You know the patented waiter 5,000 yard stare, right? Yep.

The kicker is that I didn't respond, but should have. Because his bill, at the end of his purchases, which included 64 bags of butter-flavored microwavable popcorn and some diet supplements that will MELT THE FAT AWAY... was...

$883.97. Asshole.

Friday, September 4, 2009

Good Thing Friday: The Short Version.

This was a pretty awful week. And so the good thing is that rain-or-shine-and-probably-rain, I am unplugging from the phone, the internet, the DVD player and the world, and am off camping till Monday.

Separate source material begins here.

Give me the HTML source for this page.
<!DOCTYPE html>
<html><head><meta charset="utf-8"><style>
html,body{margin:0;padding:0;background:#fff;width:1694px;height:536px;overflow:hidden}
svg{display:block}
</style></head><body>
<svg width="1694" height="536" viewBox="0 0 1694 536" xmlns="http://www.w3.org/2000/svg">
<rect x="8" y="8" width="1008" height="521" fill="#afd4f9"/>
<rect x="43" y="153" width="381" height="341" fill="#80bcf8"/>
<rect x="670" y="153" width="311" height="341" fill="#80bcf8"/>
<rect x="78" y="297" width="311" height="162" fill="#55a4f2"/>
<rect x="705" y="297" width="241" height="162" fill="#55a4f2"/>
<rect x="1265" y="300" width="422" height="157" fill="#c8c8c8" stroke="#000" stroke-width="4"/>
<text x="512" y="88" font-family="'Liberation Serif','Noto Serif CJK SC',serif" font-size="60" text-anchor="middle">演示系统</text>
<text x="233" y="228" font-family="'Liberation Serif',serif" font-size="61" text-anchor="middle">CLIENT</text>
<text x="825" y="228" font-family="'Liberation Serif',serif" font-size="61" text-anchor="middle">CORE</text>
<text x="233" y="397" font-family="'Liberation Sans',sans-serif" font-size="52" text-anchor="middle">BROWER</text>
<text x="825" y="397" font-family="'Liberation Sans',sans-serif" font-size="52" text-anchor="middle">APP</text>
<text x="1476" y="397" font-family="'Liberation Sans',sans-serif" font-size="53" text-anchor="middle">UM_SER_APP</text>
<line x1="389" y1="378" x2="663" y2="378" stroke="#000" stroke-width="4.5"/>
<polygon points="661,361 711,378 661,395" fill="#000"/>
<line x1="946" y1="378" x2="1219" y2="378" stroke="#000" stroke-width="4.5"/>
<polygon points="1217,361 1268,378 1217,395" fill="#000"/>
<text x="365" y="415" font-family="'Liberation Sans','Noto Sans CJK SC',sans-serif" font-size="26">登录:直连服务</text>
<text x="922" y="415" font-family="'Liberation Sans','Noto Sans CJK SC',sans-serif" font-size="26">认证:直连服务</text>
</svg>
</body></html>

Even if things go wrong, if misspellings occur, if bad links are revealed and gaping kick-myself-about-it mistakes are being made... I at least won't know about it till Labor Day.

Bye!

Thursday, September 3, 2009

Cast away the bitter, keep the sweet.

It is always sort of a strange moment when something you've written is received negatively. I go with the flow when it's for a client because, in family parlance, them's the brakes. I stay neutral and consider the feedback later when it's something I've written just for me.

But it is too, too sweet to have a phrase within a client piece that I just wrote be called "trite" by said client... except that it was called "contrite"!

You - rather, I - must laugh at it. Indeed, I had much remorse when writing such an ill-turned phrase.